Submitted to: American Journal of Physiology - Heart and Circulatory Physiology
Publication Type: Peer Reviewed Journal
Publication Acceptance Date: 4/26/2006
Publication Date: 4/28/2006
Citation: Li, J., Coven, D.L., Miller, E.J., Hu, X., Young, M.E., Carling, D., Sinusas, A.J., Young, L.H. 2006. Activation of AMPK alpha and gamma-isoform complexes in the intact ischemic rat heart. American Journal of Physiology - Heart and Circulatory Physiology. 291:H1927-H1934. Interpretive Summary: During a myocardial infarction (heart attack) the heart muscle becomes deprived of oxygen and nutrients. As such, large changes in metabolism occur, allowing the heart to produce adequate amounts of usable energy for continued heart function (and therefore sustained life of the organism). A family of proteins that likely play a central role in metabolic changes observed during and following myocardial infarction are AMP-activated protein kinases (AMPK). This study therefore investigated the effects of simulated myocardial infarction conditions on different AMPK family members. The results suggest that different members of AMPK complexes are distinctly regulated in the heart during simulated myocardial infarction conditions.

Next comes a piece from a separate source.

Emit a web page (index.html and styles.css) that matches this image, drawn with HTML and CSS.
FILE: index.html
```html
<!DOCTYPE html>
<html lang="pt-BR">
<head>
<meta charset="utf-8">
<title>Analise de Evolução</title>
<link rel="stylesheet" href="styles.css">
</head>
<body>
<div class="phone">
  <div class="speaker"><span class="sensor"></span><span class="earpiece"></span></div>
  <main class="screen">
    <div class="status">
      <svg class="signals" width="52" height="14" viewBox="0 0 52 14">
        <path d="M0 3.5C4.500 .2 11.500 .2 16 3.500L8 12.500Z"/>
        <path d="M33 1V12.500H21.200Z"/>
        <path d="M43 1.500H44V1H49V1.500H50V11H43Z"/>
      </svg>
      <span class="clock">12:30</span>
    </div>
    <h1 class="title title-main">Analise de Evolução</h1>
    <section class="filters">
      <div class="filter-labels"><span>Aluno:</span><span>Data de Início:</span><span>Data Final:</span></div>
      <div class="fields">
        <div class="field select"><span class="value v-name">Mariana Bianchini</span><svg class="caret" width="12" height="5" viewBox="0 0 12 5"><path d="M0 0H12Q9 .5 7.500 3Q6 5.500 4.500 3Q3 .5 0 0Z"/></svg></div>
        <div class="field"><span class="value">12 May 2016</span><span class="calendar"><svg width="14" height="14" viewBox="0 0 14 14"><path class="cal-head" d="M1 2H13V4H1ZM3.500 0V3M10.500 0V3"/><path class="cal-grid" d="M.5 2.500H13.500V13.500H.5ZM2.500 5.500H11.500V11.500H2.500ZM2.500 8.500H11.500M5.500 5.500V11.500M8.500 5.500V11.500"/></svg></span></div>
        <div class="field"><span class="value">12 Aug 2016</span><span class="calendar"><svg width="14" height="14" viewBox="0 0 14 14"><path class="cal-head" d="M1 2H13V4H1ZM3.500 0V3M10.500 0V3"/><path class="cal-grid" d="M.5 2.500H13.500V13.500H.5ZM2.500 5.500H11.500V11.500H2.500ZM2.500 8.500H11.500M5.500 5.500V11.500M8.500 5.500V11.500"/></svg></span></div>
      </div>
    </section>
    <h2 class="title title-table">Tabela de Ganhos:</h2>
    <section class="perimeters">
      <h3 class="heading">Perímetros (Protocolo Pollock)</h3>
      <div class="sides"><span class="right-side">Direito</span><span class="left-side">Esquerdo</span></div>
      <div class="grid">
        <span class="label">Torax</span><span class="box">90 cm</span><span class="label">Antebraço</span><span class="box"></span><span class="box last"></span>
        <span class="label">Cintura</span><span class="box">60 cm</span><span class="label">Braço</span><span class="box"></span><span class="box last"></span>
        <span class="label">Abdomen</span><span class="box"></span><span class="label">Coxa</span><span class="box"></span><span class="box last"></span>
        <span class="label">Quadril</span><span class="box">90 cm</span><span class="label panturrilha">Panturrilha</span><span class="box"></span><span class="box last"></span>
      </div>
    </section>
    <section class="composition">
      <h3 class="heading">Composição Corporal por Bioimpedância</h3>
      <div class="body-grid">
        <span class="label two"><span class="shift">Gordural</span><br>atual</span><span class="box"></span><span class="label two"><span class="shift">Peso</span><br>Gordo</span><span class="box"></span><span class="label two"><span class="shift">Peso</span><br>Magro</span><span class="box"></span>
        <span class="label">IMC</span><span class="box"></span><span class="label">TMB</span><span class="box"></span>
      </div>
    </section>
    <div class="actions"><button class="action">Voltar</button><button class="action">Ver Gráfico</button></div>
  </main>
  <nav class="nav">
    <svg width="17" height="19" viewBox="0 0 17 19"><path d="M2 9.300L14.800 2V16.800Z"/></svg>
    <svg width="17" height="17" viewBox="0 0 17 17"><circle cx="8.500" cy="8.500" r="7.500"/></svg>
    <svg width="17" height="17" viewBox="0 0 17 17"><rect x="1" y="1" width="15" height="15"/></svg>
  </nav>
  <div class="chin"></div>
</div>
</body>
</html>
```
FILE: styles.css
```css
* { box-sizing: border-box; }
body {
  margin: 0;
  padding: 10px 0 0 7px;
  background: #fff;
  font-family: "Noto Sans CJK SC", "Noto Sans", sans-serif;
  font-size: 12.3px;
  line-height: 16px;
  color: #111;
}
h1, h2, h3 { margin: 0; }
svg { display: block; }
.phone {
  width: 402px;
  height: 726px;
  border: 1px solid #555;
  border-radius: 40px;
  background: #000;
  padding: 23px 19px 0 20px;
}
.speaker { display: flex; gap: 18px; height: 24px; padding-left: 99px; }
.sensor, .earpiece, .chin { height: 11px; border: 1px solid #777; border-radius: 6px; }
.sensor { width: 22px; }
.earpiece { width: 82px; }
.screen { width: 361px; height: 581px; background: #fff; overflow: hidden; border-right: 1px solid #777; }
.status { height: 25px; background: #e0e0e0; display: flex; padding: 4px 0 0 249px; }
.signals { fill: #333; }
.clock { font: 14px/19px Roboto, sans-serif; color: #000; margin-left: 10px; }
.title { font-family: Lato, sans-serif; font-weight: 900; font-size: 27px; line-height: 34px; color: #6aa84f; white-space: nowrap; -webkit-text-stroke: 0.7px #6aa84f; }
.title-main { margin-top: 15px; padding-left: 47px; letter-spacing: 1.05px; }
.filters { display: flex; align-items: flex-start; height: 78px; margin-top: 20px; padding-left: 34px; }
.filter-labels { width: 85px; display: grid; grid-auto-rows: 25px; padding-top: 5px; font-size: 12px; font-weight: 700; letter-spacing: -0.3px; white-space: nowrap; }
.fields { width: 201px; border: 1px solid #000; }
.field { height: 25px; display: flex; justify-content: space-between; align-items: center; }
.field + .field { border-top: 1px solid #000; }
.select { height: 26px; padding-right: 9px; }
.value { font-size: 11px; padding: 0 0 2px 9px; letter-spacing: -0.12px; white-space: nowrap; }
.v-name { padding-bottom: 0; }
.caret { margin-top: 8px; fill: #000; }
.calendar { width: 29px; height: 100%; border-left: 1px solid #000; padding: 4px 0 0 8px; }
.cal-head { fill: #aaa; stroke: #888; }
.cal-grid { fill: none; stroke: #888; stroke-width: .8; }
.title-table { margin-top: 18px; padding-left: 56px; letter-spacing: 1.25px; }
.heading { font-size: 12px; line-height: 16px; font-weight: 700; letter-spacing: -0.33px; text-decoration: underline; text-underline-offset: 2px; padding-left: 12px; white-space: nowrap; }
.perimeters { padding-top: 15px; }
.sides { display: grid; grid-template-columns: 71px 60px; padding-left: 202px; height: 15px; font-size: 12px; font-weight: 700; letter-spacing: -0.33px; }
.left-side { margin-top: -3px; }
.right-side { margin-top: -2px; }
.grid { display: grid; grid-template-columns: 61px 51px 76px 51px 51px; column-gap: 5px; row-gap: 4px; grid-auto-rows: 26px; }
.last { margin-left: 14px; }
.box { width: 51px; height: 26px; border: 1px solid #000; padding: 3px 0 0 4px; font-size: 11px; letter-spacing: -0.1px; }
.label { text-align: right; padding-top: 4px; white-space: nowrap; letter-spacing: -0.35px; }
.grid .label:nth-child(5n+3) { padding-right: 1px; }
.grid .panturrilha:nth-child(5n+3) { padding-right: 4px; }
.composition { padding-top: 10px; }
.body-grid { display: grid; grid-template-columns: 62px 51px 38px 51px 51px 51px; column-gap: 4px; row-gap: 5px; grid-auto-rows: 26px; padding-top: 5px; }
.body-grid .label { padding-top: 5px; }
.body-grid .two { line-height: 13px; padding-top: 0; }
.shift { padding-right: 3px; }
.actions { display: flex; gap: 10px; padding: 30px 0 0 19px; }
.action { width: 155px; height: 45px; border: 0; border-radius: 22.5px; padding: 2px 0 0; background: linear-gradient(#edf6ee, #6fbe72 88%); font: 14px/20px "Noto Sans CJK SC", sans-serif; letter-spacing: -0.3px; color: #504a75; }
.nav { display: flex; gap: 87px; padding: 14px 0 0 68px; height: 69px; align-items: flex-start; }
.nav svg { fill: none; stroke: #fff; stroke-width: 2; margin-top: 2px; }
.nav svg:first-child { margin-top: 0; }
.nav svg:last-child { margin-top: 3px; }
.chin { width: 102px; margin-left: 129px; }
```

Technical Abstract: AMP-activated protein kinase (AMPK) plays a key role in modulating cellular metabolic processes. AMPK, a serine-threonine kinase, is a heterotrimeric complex of catalytic alpha-subunits and regulatory beta- and gamma-subunits with multiple isoforms. Mutations in the cardiac gamma(2)-isoform have been associated with hypertrophic cardiomyopathy and pre-excitation syndromes. However, physiological regulation of AMPK complexes containing different subunit isoforms is not well defined and is important for an understanding of the function of this signaling pathway in the intact heart. We evaluated the kinase activity associated with heart AMPK complexes containing specific alpha- and gamma-subunit isoforms of AMPK in an in vivo rat model of regional ischemia. Left coronary artery occlusion activated the immunoprecipitated alpha(1)-isoform (6-fold, P < 0.01) and alpha(2)-isoform (9-fold, P < 0.01) in the ischemic left ventricle compared with sham controls. The degree of alpha-subunit activation depended on the extent of ischemia and paralleled echocardiographic contractile dysfunction. The regulatory gamma(1)- and gamma(2)-isoforms were expressed in the heart. The gamma(1)- and gamma(2)-isoforms coimmunoprecipitated with alpha(1)- and alpha(2)-isoforms in proportion to alpha-subunit content. gamma(1)-Isoform immunocomplexes accounted for 70% of AMPK activity and AMPK phosphorylation (Thr(172)) in hearts. Ischemia similarly increased AMPK activity associated with the gamma(1)- and gamma(2)-isoform complexes threefold (P < 0.01 for each). Thus AMPK catalytic alpha(1)- and alpha(2)-isoforms are activated by regional ischemia in vivo in the heart, irrespective of the regulatory gamma(1)- or gamma(2)-isoforms to which they are complexed. Despite the pathophysiological importance of gamma(2)-isoform mutations, gamma(1)-isoform complexes account for most of the AMPK activity in the ischemic heart.